7. Keep Mouth, Jaw and Lips Soft As the famous midwife Ina May Gaskin always says: “whatever your lips up here are doing, that’s what your lips down there are doing”. This is called the sphincter law. For some reason, the muscles of the mouth and jaw and linked to the vaginal opening muscles. So if you are bearing down with a really tight mouth and jaw (which many women do if they hold their breath) then that tightens up your bottom. You can actually do this right now. Lock your jaw, bite down, tighten your lips and push down like when you are having a bowel movement; you’ll notice that your bottom tightens up as well. Next exhale with soft lips, space between your back teeth and a loose jaw; notice how soft your pelvic floor is when you exhale in this way.
8. Your Position The last important factor is your own position at birth combined with how forcefully baby is “expelled” or slips out of your body.

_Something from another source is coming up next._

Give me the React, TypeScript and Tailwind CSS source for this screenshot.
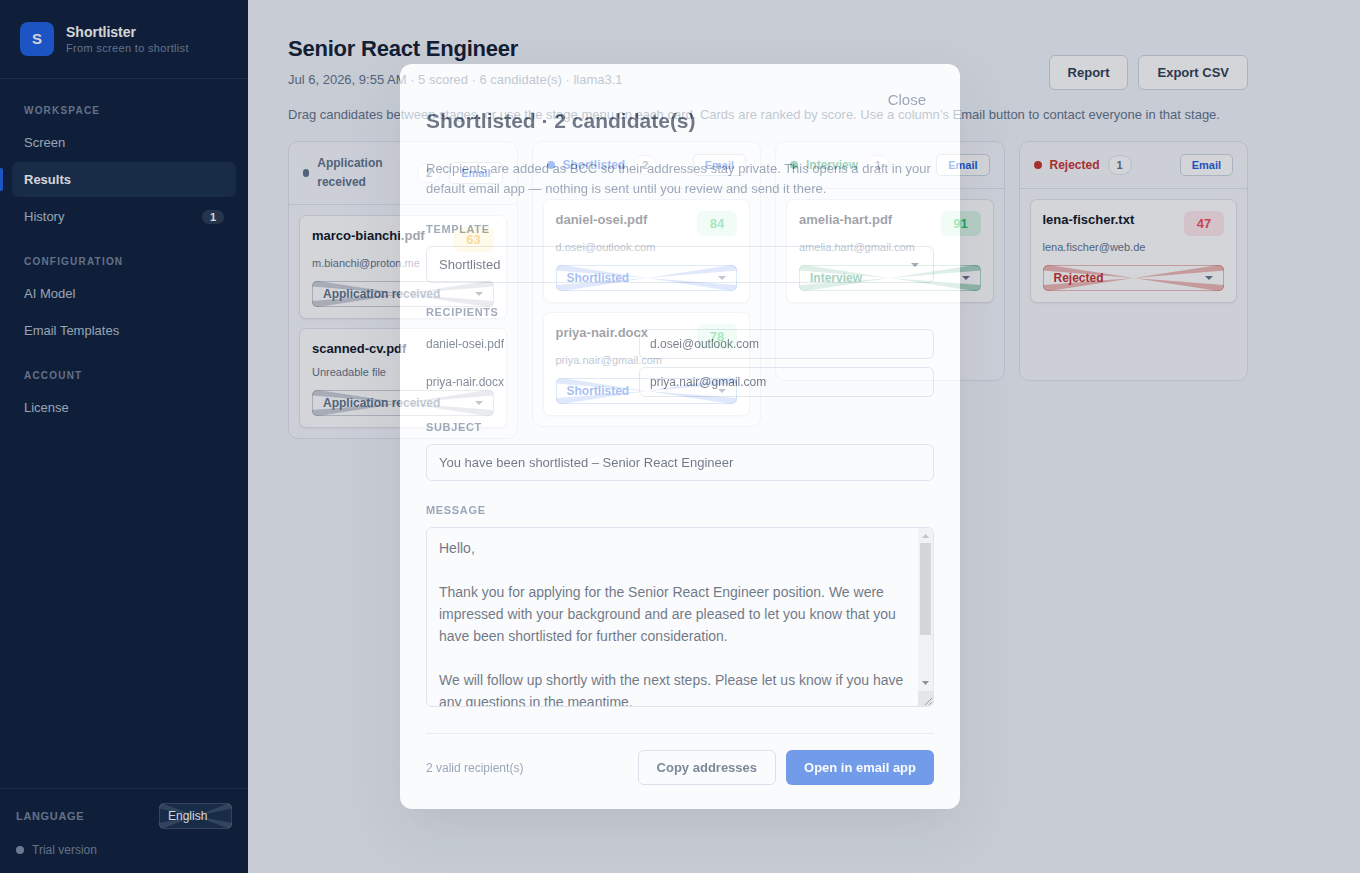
import { useState } from "react";
import clsx from "clsx";

type Stage = "received" | "shortlisted" | "interview" | "rejected";

interface Candidate {
  file: string;
  note: string;
  score?: number;
}

const STAGES: Stage[] = ["received", "shortlisted", "interview", "rejected"];

const STAGE_LABEL: Record<Stage, string> = {
  received: "Application received",
  shortlisted: "Shortlisted",
  interview: "Interview",
  rejected: "Rejected",
};

const STAGE_TEXT: Record<Stage, string> = {
  received: "text-slate-500",
  shortlisted: "text-[#1f5fe0]",
  interview: "text-[#15915a]",
  rejected: "text-[#c93434]",
};

const BOARD: Record<Stage, Candidate[]> = {
  received: [
    { file: "marco-bianchi.pdf", note: "m.bianchi@proton.me", score: 63 },
    { file: "scanned-cv.pdf", note: "Unreadable file" },
  ],
  shortlisted: [
    { file: "daniel-osei.pdf", note: "d.osei@outlook.com", score: 84 },
    { file: "priya-nair.docx", note: "priya.nair@gmail.com", score: 78 },
  ],
  interview: [{ file: "amelia-hart.pdf", note: "amelia.hart@gmail.com", score: 91 }],
  rejected: [{ file: "lena-fischer.txt", note: "lena.fischer@web.de", score: 47 }],
};

const NAV = [
  { title: "Workspace", items: ["Screen", "Results", "History"] },
  { title: "Configuration", items: ["AI Model", "Email Templates"] },
  { title: "Account", items: ["License"] },
];

const MESSAGE = `Hello,

Thank you for applying for the Senior React Engineer position. We were impressed with your background and are pleased to let you know that you have been shortlisted for further consideration.

We will follow up shortly with the next steps. Please let us know if you have any questions in the meantime.

Best regards,
The hiring team`;

function scoreClass(score: number) {
  if (score >= 75) return "bg-[#dcf7e8] text-[#22c55e]";
  if (score >= 50) return "bg-[#fef3c7] text-[#f59e0b]";
  return "bg-[#ffe8ed] text-[#ef4f5f]";
}

function Caret({ className }: { className?: string }) {
  return (
    <svg
      viewBox="0 0 8 4"
      className={clsx("pointer-events-none absolute top-1/2 h-1 w-2 -translate-y-1/2", className)}
      aria-hidden="true"
    >
      <path d="M0 0h8L4 4z" fill="currentColor" />
    </svg>
  );
}

// four wedges running from the corners to the middle of a select
function Rays({ className }: { className?: string }) {
  return (
    <svg
      viewBox="0 0 180 26"
      preserveAspectRatio="none"
      className={clsx("pointer-events-none absolute inset-0 h-full w-full", className)}
      aria-hidden="true"
    >
      <path
        d="M0 0H6L90 13L0 5.500zM0 26H6L90 13L0 20zM180 0H174L90 13L180 5.500zM180 26H174L90 13L180 20z"
        fill="currentColor"
      />
    </svg>
  );
}

// scroll track and resize grip for the message box
function ScrollTrack() {
  return (
    <div
      className="pointer-events-none absolute inset-y-px right-px flex w-[15px] flex-col overflow-hidden rounded-r-[5px] bg-[#f1f1f1]"
      aria-hidden="true"
    >
      <svg viewBox="0 0 15 15" className="h-[15px] w-[15px]">
        <path d="M4 10h7L7.500 6z" fill="#a3a3a3" />
      </svg>
      <div className="mx-[2px] h-[92px] bg-[#c1c1c1]" />
      <svg viewBox="0 0 15 15" className="mt-auto h-[15px] w-[15px]">
        <path d="M4 5h7L7.500 9z" fill="#505050" />
      </svg>
      <svg viewBox="0 0 15 15" className="h-[15px] w-[15px] bg-[#dcdcdc]">
        <path d="M7 14L14 7M11 14L14 11" stroke="#606060" />
      </svg>
    </div>
  );
}

function Sidebar() {
  return (
    <aside className="sticky top-0 flex h-screen w-[248px] shrink-0 flex-col bg-[#10223e]">
      <div className="flex items-center gap-3 border-b border-white/8 px-5 py-[22px]">
        <div className="flex h-[34px] w-[34px] items-center justify-center rounded-lg bg-[#1f62e6] text-[15px] font-bold text-white">
          S
        </div>
        <div>
          <div className="text-sm leading-[17px] font-bold text-white">Shortlister</div>
          <div className="text-[11px] leading-[14px] tracking-[0.03em] text-[#76869f]">
            From screen to shortlist
          </div>
        </div>
      </div>

      <nav className="flex-1 px-3 pt-1">
        {NAV.map((section) => (
          <div key={section.title} className="pt-[19px]">
            <h2 className="mb-[6px] px-3 text-[10px] leading-[17px] font-bold tracking-[0.12em] text-[#76869f] uppercase">
              {section.title}
            </h2>
            <div className="flex flex-col gap-[2px]">
              {section.items.map((item) => {
                const active = item === "Results";
                return (
                  <a
                    key={item}
                    href="#"
                    className={clsx(
                      "relative flex h-[35px] items-center justify-between rounded-md px-3 text-[13px]",
                      active ? "bg-[#1a304f] font-bold text-white" : "text-[#b6c2d4]",
                    )}
                  >
                    {active && (
                      <span className="absolute top-[6px] -left-3 h-[23px] w-[3px] rounded-r-xs bg-[#1f62e6]" />
                    )}
                    {item}
                    {item === "History" && (
                      <span className="rounded-full bg-white/12 px-2 text-[11px] leading-[14px] font-bold text-white">
                        1
                      </span>
                    )}
                  </a>
                );
              })}
            </div>
          </div>
        ))}
      </nav>

      <div className="border-t border-white/8 px-4 py-[14px]">
        <div className="flex items-center justify-between">
          <label
            htmlFor="language"
            className="text-[11px] font-bold tracking-[0.06em] text-[#76869f] uppercase"
          >
            Language
          </label>
          <div className="relative h-[26px] w-[73px] overflow-hidden rounded-[5px] bg-[#1a304f]">
            <Rays className="text-white/14" />
            <select
              id="language"
              className="relative h-full w-full appearance-none rounded-[5px] border border-white/14 pl-2 text-xs text-white"
            >
              <option>English</option>
            </select>
          </div>
        </div>
        <div className="mt-3 flex items-center gap-2 text-xs leading-[18px] text-[#76869f]">
          <span className="h-2 w-2 rounded-full bg-[#8291aa]" />
          Trial version
        </div>
      </div>
    </aside>
  );
}

function CandidateCard({ candidate, stage }: { candidate: Candidate; stage: Stage }) {
  return (
    <article className="rounded-[7px] border border-[#dfe4ef] bg-white px-3 py-[11px] shadow-[0_1px_2px_rgba(15,23,42,0.06)]">
      <div className="flex min-h-[21px] items-start justify-between gap-2">
        <h3 className="text-[13px] leading-[18px] font-bold text-slate-900">{candidate.file}</h3>
        {candidate.score !== undefined && (
          <span
            className={clsx(
              "w-10 shrink-0 rounded-md text-center text-[13px] leading-[25px] font-bold",
              scoreClass(candidate.score),
            )}
          >
            {candidate.score}
          </span>
        )}
      </div>
      <p className="mt-[2px] text-[11px] leading-[18px] text-slate-500">{candidate.note}</p>
      <div
        className={clsx(
          "relative mt-[9px] h-[26px] overflow-hidden rounded-[5px]",
          STAGE_TEXT[stage],
        )}
      >
        <Rays className="opacity-35" />
        <select
          aria-label={`Stage of ${candidate.file}`}
          defaultValue={stage}
          className="relative h-full w-full appearance-none rounded-[5px] border border-current/35 pl-[10px] text-xs font-bold"
        >
          {STAGES.map((s) => (
            <option key={s} value={s}>
              {STAGE_LABEL[s]}
            </option>
          ))}
        </select>
        <Caret className="right-[11px] text-slate-500" />
      </div>
    </article>
  );
}

function Column({ stage }: { stage: Stage }) {
  const candidates = BOARD[stage];
  return (
    <section className="min-h-[240px] rounded-[10px] border border-[#dde2ee] bg-[#f6f8fd]">
      <header className="flex items-center justify-between gap-2 border-b border-[#dde2ee] px-[14px] py-3">
        <div className={clsx("flex min-w-0 items-center gap-2", STAGE_TEXT[stage])}>
          <span className="h-2 w-2 rounded-full bg-current" />
          <h2 className="text-xs leading-[19px] font-bold">{STAGE_LABEL[stage]}</h2>
          <span className="shrink-0 rounded-full border border-[#dde2ee] bg-white px-2 text-[11px] leading-[18px] font-bold text-slate-500">
            {candidates.length}
          </span>
        </div>
        <button
          type="button"
          className="h-[22px] shrink-0 rounded-[5px] border border-slate-300 bg-white px-[11px] text-[11px] font-bold text-[#1f5fe0]"
        >
          Email
        </button>
      </header>
      <div className="flex flex-col gap-[9px] p-[10px]">
        {candidates.map((c) => (
          <CandidateCard key={c.file} candidate={c} stage={stage} />
        ))}
      </div>
    </section>
  );
}

const label = "mb-2 block text-[11px] leading-[17px] font-bold tracking-[0.06em] text-slate-500 uppercase";
const field = "block w-full rounded-md border border-[#d3dae6] bg-white px-3 text-[#1a2639]";
const ghostButton =
  "h-[35px] rounded-md border border-slate-300 bg-white px-[18px] text-[13px] font-bold text-slate-700";

function EmailDialog() {
  const [subject, setSubject] = useState("You have been shortlisted – Senior React Engineer");
  const [message, setMessage] = useState(MESSAGE);

  return (
    <div className="fixed inset-0 flex items-center justify-center bg-slate-900/30 opacity-60">
      <div
        role="dialog"
        aria-labelledby="dialog-title"
        className="w-full max-w-[560px] rounded-xl bg-white px-[26px] pt-[26px] pb-6 shadow-[0_20px_60px_rgba(15,23,42,0.18)]"
      >
        <div className="flex items-start justify-between">
          <h2 id="dialog-title" className="mt-[18px] text-[21px] leading-[26px] font-bold text-[#1a2639]">
            Shortlisted · 2 candidate(s)
          </h2>
          <button type="button" className="px-2 text-[15px] leading-5 text-slate-500">
            Close
          </button>
        </div>
        <p className="mt-[25px] text-[13px] leading-5 text-slate-500">
          Recipients are added as BCC so their addresses stay private. This opens a draft in your
          default email app — nothing is sent until you review and send it there.
        </p>

        <div className="mt-[22px] flex flex-col gap-[21px]">
          <div>
            <label htmlFor="template" className={label}>
              Template
            </label>
            <div className="relative">
              <select id="template" className={clsx(field, "h-[37px] appearance-none text-[13px]")}>
                <option>Shortlisted</option>
              </select>
              <Caret className="right-[15px] text-slate-500" />
            </div>
          </div>

          <div className="pb-px">
            <h3 className={label}>Recipients</h3>
            <div className="flex flex-col gap-2">
              {BOARD.shortlisted.map((c) => (
                <div key={c.file} className="grid grid-cols-[205fr_295fr] items-center gap-2">
                  <label htmlFor={c.file} className="text-xs text-slate-700">
                    {c.file}
                  </label>
                  <input
                    id={c.file}
                    type="email"
                    defaultValue={c.note}
                    className="h-[30px] w-full rounded-md border border-[#d3dae6] bg-white px-[10px] text-xs text-[#1a2639]"
                  />
                </div>
              ))}
            </div>
          </div>

          <div>
            <label htmlFor="subject" className={label}>
              Subject
            </label>
            <input
              id="subject"
              value={subject}
              onChange={(e) => setSubject(e.target.value)}
              className={clsx(field, "h-[37px] text-[13px]")}
            />
          </div>

          <div>
            <label htmlFor="message" className={label}>
              Message
            </label>
            <div className="relative">
              <textarea
                id="message"
                value={message}
                onChange={(e) => setMessage(e.target.value)}
                className={clsx(field, "h-[180px] resize-none py-[9px] pr-[27px] text-sm leading-[22px]")}
              />
              <ScrollTrack />
            </div>
          </div>
        </div>

        <footer className="mt-[26px] flex items-center justify-between border-t border-slate-200 pt-4">
          <span className="text-xs text-slate-500">2 valid recipient(s)</span>
          <div className="flex gap-[10px]">
            <button type="button" className={ghostButton}>
              Copy addresses
            </button>
            <button
              type="button"
              className="h-[35px] rounded-md bg-[#1f5fe0] px-[18px] text-[13px] font-bold text-white"
            >
              Open in email app
            </button>
          </div>
        </footer>
      </div>
    </div>
  );
}

export default function App() {
  return (
    <div className="flex min-h-screen bg-[#f1f5fa] font-['Liberation_Sans',Arial,sans-serif]">
      <Sidebar />
      <main className="max-w-[1040px] min-w-0 flex-1 px-10 py-9">
        <div className="flex items-end justify-between gap-4">
          <div>
            <h1 className="text-[22px] leading-[26px] font-bold tracking-[-0.01em] text-[#142136]">
              Senior React Engineer
            </h1>
            <p className="mt-[7px] text-[13px] leading-[21px] text-slate-500">
              Jul 6, 2026, 9:55 AM · 5 scored · 6 candidate(s) · llama3.1
            </p>
          </div>
          <div className="flex gap-[10px]">
            <button type="button" className={ghostButton}>
              Report
            </button>
            <button type="button" className={ghostButton}>
              Export CSV
            </button>
          </div>
        </div>
        <p className="mt-[15px] mb-4 text-[13px] leading-5 text-slate-500">
          Drag candidates between stages, or use the stage menu on each card. Cards are ranked by
          score. Use a column’s Email button to contact everyone in that stage.
        </p>
        <div className="grid grid-cols-4 items-start gap-[14px]">
          {STAGES.map((stage) => (
            <Column key={stage} stage={stage} />
          ))}
        </div>
      </main>
      <EmailDialog />
    </div>
  );
}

Some positions seem to be better. Anything off your back is generally better. And taking the time to breath baby out with several breaths… the baby’s head needs time against the folds of the vagina in order to fully allow them to flower and open. If baby comes too fast, for instance because of very strong pushing, tearing is much more likely. Remember the uterus pushes, which is different than you forcefully pushing. If you breath down and out through your vagina then you can let the uterus do most of the work. However, there are situations which can necessitate forcefully pushing – such a sustained and substantial drop in the baby’s heart rate. But in the absence of such the situation, then the best plan is to slowly breathe baby’s head through your vaginal opening. When your baby is crowning and you are right in the intensity of the moment, feeling like you are going to split apart because it’s such a huge feeling, you might think to yourself “All I need to do is give one almighty push right now and it will be all over – and who cares if I tear, just push like hell and get it done”. IGNORE that thought! Tune into your wisest self and think to yourself “Just go slow, hang in there. It’s ok. Just breathing through and letting my tissues unfold will help me stay together and that means a lot less discomfort in the long run.” Choosing the right care provider (doctor or midwife) can really help here. Someone who says something along the lines of “Okay Sarah, easy…. baby is almost here, easy easy… breathe with me… haaaaahhh haaaaahhhh haaaaahhhh…. good… nice and slow… you are stretching beautifully…” That’s the kind of birth attendant that you want. So have a discussion with your care provider about how they generally manage this part of birth.
And that’s it. I think it’s important to mention that with this, as with everything in birth; it is really crucial to prepare your mind and body with dedication and then to LET GO OF ALL ATTACHMENTS when you are actually in labour. Rather than being focused of your plan, you need to be focused on the moment! Birth can be the ultimate living in the present moment (very much a yoga philosophy). Trust yourself, your body and your baby.